When I trained as a therapist, I had no intention of specialising in working with Borderline Personality Disorder (BPD), sometimes referred to Emotionally Unstable Personality Disorder (EUPD). In fact, I go further, I actively intended not to! Having worked in the mental health system for many years, I’d been subject to, and had absorbed the very negative stigma surrounding BPD/ EUPD clients as ‘hard work’, ‘manipulative’ ‘unhelpable’, let alone ‘risky’. Why would anyone want to specialise in such work?
However, over my years in Psychotherapy practice I found I worked well with clients who identified with BPD symptoms. We developed great rapport and they would say how much the therapy helped them. The only problem was, I wasn’t observing lasting change in emotional distress and behavioural impulsivity. Yeah, we got on great, and they felt better immediately after each session, but the therapeutic connection wouldn’t last long and they would soon be back in emotional distress.
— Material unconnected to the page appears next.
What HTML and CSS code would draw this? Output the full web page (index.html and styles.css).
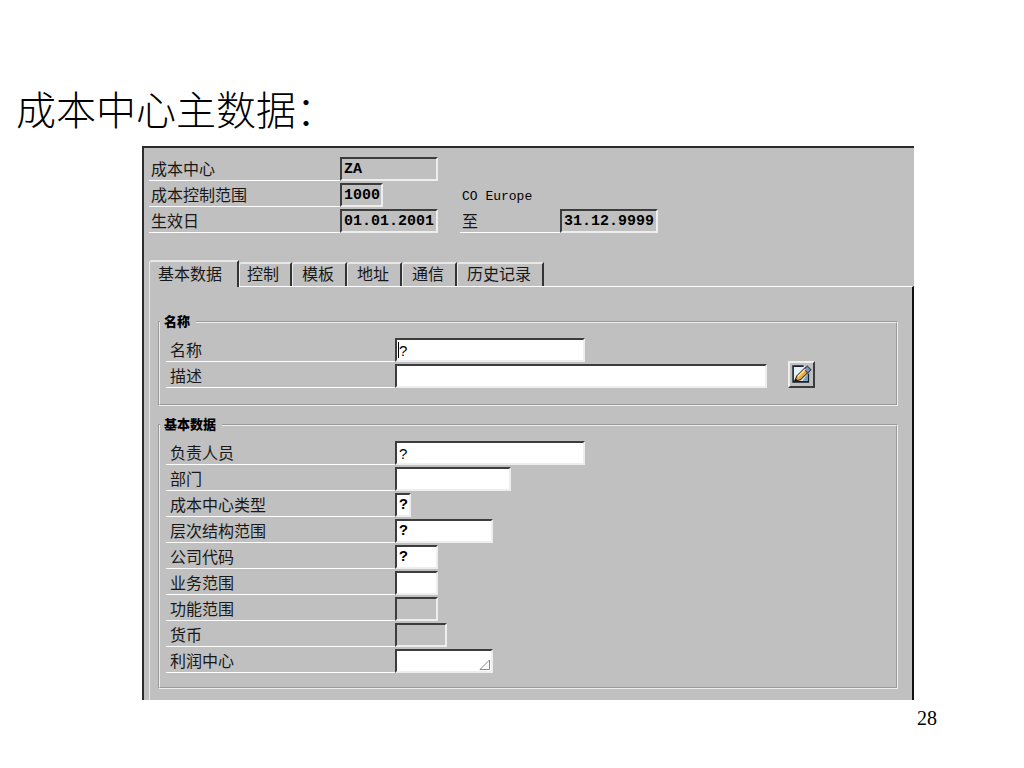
FILE: index.html
```html
<!DOCTYPE html>
<html lang="zh-CN">
<head>
<meta charset="utf-8">
<title>成本中心主数据</title>
<link rel="stylesheet" href="styles.css">
</head>
<body>
<main class="slide">
  <h1 class="title">成本中心主数据：</h1>
  <form class="window">
    <div class="header">
      <div class="row"><label class="label" for="cc">成本中心</label><input class="field code w10" id="cc" value="ZA" readonly></div>
      <div class="row"><label class="label" for="area">成本控制范围</label><div class="slot"><input class="field code w4" id="area" value="1000" readonly></div><span class="note">CO Europe</span></div>
      <div class="row"><label class="label" for="from">生效日</label><div class="slot"><input class="field code w10" id="from" value="01.01.2001" readonly></div><label class="label label-to" for="to">至</label><input class="field code w10" id="to" value="31.12.9999" readonly></div>
    </div>
    <div class="tabs" role="tablist">
      <button class="tab tab-active" type="button" role="tab" aria-selected="true">基本数据</button>
      <button class="tab tab-next" type="button" role="tab">控制</button>
      <button class="tab" type="button" role="tab">模板</button>
      <button class="tab" type="button" role="tab">地址</button>
      <button class="tab" type="button" role="tab">通信</button>
      <button class="tab" type="button" role="tab">历史记录</button>
    </div>
    <div class="panel">
      <section class="group" aria-labelledby="g1">
        <h2 class="legend" id="g1">名称</h2>
        <div class="row"><label class="label" for="name">名称</label><div class="slot slot-caret"><input class="field edit text w20" id="name" value="?"></div></div>
        <div class="row"><label class="label" for="desc">描述</label><input class="field edit text w40" id="desc">
          <button class="edit-button" type="button" aria-label="编辑">
            <svg width="21" height="21" viewBox="0 0 20 20">
              <path d="M2 2h15v15H2z" fill="#e3f1f8"/>
              <path d="M16.500 9v8H2V2H12" fill="none" stroke="#17202c" stroke-width="1.500"/>
              <path d="M11 16l5-7v7z" fill="#6fa3bd"/>
              <path d="M3.500 16.500l2-5L14 3l4 3-9 9z" fill="#f2ae3a" stroke="#352719"/>
              <path d="M12.500 5l3-3 3.500 3.500-3 3z" fill="#8295b5" stroke="#394660"/>
              <path d="M6.500 12l7-7" stroke="#ffe29a" stroke-width="1.500"/>
              <path d="M3 17l1-3.500 2.500 2z" fill="#111"/>
            </svg>
          </button>
        </div>
      </section>
      <section class="group group-last" aria-labelledby="g2">
        <h2 class="legend" id="g2">基本数据</h2>
        <div class="row"><label class="label" for="owner">负责人员</label><input class="field edit text w20" id="owner" value="?"></div>
        <div class="row"><label class="label" for="dept">部门</label><input class="field edit w12" id="dept"></div>
        <div class="row"><label class="label" for="type">成本中心类型</label><input class="field edit code w1" id="type" value="?"></div>
        <div class="row"><label class="label" for="hier">层次结构范围</label><input class="field edit code w10" id="hier" value="?"></div>
        <div class="row"><label class="label" for="company">公司代码</label><input class="field edit code w4" id="company" value="?"></div>
        <div class="row"><label class="label" for="business">业务范围</label><input class="field edit w4" id="business"></div>
        <div class="row"><label class="label" for="func">功能范围</label><input class="field w4" id="func" readonly></div>
        <div class="row"><label class="label" for="currency">货币</label><input class="field w5" id="currency" readonly></div>
        <div class="row"><label class="label" for="profit">利润中心</label><div class="slot"><input class="field edit w10" id="profit"><svg class="corner" width="12" height="12" viewBox="0 0 12 12"><path d="M1 10.500H10.500V1z" fill="#fff" stroke="#888"/></svg></div></div>
      </section>
    </div>
  </form>
  <footer class="page-number">28</footer>
</main>
</body>
</html>
```
FILE: styles.css
```css
* {
  box-sizing: border-box;
}

body {
  margin: 0;
  background: #fff;
  color: #000;
  font-family: "Noto Sans CJK SC", sans-serif;
}

.slide {
  padding-top: 78px;
}

.title {
  margin: 0;
  padding-left: 16px;
  font-size: 40px;
  font-weight: 300;
  line-height: 60px;
}

.window {
  margin: 8px 110px 0 142px;
  padding: 7px 0 0 5px;
  background: #c0c0c0;
  border-top: 2px solid #2c2c2c;
  border-left: 2px solid #2c2c2c;
}

.row {
  display: flex;
  align-items: flex-end;
  height: 26px;
}

.label {
  flex: none;
  width: 191px;
  height: 24px;
  padding-left: 2px;
  border-bottom: 1px solid #fff;
  color: #181818;
  font-size: 16px;
  line-height: 22px;
}

.label-to {
  width: 100px;
}

.slot {
  position: relative;
  display: flex;
}

.header .slot {
  width: 120px;
}

.note {
  padding-left: 2px;
  font-family: "Liberation Mono", monospace;
  font-size: 13px;
  line-height: 20px;
}

.field {
  flex: none;
  height: 24px;
  margin: 0;
  padding: 0 0 0 3px;
  background: #c0c0c0;
  border: 2px solid;
  border-color: #3c3c3c #eee #eee #3c3c3c;
  border-radius: 0;
  outline: none;
  color: #000;
  font-size: 15px;
}

.edit {
  background: #fff;
}

.code {
  font-family: "Liberation Mono", monospace;
  font-weight: bold;
}

.text {
  font-family: "Liberation Sans", sans-serif;
}

.w1 { width: 16px; padding-left: 2px; }
.w4 { width: 43px; padding-left: 2px; }
.w5 { width: 52px; }
.w10 { width: 98px; padding-left: 2px; }
.w12 { width: 116px; }
.w20 { width: 190px; padding-left: 2px; }
.w40 { width: 372px; }

.tabs {
  display: flex;
  align-items: flex-end;
  margin-top: 27px;
}

.tab {
  height: 24px;
  padding: 0 11px 4px 9px;
  background: #c0c0c0;
  border: 0;
  border-top: 2px solid #e8e8e8;
  border-left: 1px solid #e8e8e8;
  border-right: 2px solid #333;
  border-radius: 3px 0 0 0;
  color: #181818;
  font-family: inherit;
  font-size: 16px;
  line-height: 18px;
}

.tab-next {
  padding-left: 7px;
}

.tab-active {
  position: relative;
  z-index: 1;
  height: 27px;
  margin-bottom: -1px;
  padding: 0 15px 4px 8px;
  line-height: 20px;
}

.panel {
  padding: 25px 14px 11px 8px;
  border-top: 1px solid #fff;
  border-left: 1px solid #e8e8e8;
  border-right: 2px solid #111;
}

.group {
  position: relative;
  margin-top: 9px;
  padding: 13px 0 16px 6px;
  border: 2px groove #eee;
}

.group-last {
  margin-top: 18px;
  padding-bottom: 14px;
}

.group .label {
  width: 229px;
  padding-left: 4px;
}

.legend {
  position: absolute;
  top: -12px;
  left: 0;
  margin: 0;
  padding: 0 6px 0 4px;
  background: #c0c0c0;
  font-family: "Noto Sans CJK SC", sans-serif;
  font-size: 13px;
  font-weight: 900;
  line-height: 20px;
}

.slot-caret::before {
  content: "";
  position: absolute;
  top: 4px;
  left: 3px;
  width: 1px;
  height: 16px;
  background: #000;
}

.edit-button {
  display: flex;
  align-items: center;
  justify-content: center;
  width: 27px;
  height: 27px;
  margin-left: 21px;
  padding: 0;
  background: #c0c0c0;
  border: 2px solid;
  border-color: #eee #3c3c3c #3c3c3c #eee;
}

.corner {
  position: absolute;
  right: 2px;
  bottom: 2px;
}

.page-number {
  padding-right: 87px;
  font-family: "Liberation Serif", serif;
  font-size: 20px;
  line-height: 36px;
  text-align: right;
}
```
This is what leads many clinicians to compassion fatigue and ultimately back to the stigma of clients being ‘hard work, and ‘unhelpable’.
This is when I decided to start looking for further training, there surely must be more we as therapists could do for clients in such cyclical distress! That’s when I came across Dialectical Behaviour Therapy (DBT), and off I went to train….. and really DISLIKED IT! Woah DBT was so different and directive compared to anything I’d trained in previously and grated harshly against my roots as a relational Psychotherapist. I did however persevere, reminding myself of the evidence base, and eventually understood the interweaving of directive behavioural change strategies with compassionate validation. It took many years to truly get a handle on the approach, but eventually I did and now I co-lead our DBT service at RHCP. It is the greatest privilege to be alongside clients who struggle with emotional hypersensitivity, to help them finally learn about their emotions, and get back to a position where their emotions serve them, rather than living a life serving their emotions!
Being confident in my approach has changed my view completely of this highly stigmatized group. They are not hard work or manipulative, and certainly not unhelpable! They just feel their feelings quicker, stronger and for longer than most other people, and often for very valid reasons! They are the same feelings we all feel, just more intense, and any of us would behave in the same ways if we felt pain as intensely. It’s time now we took the anti-Mental Health stigma battle further than generic ‘mental health’, and look deeper at the most stigmatized disorders that are even judged negatively within the mental health system! Let’s start with the term ‘Personality Disorder’, What a dreadful term! How can we ever move away from stigma when someone is labelled as being disordered in the core of their personality! What hope of change do we offer people once we give someone such a label?
Compassion is central to therapeutic intervention, can it not have a role in psychiatric diagnosis too? A term such as ‘Emotional Regulation Disorder’ would surely offer a more encouraging starting point, a less judgmental diagnostic and a more ‘on point’ label for the difficulties being experienced?
I hope anyone who reads this who has been diagnosed with a Personality Disorder can know that even when a professional ‘specialises’ in working with a Personality Disorder, it does not mean they think your personality is disordered!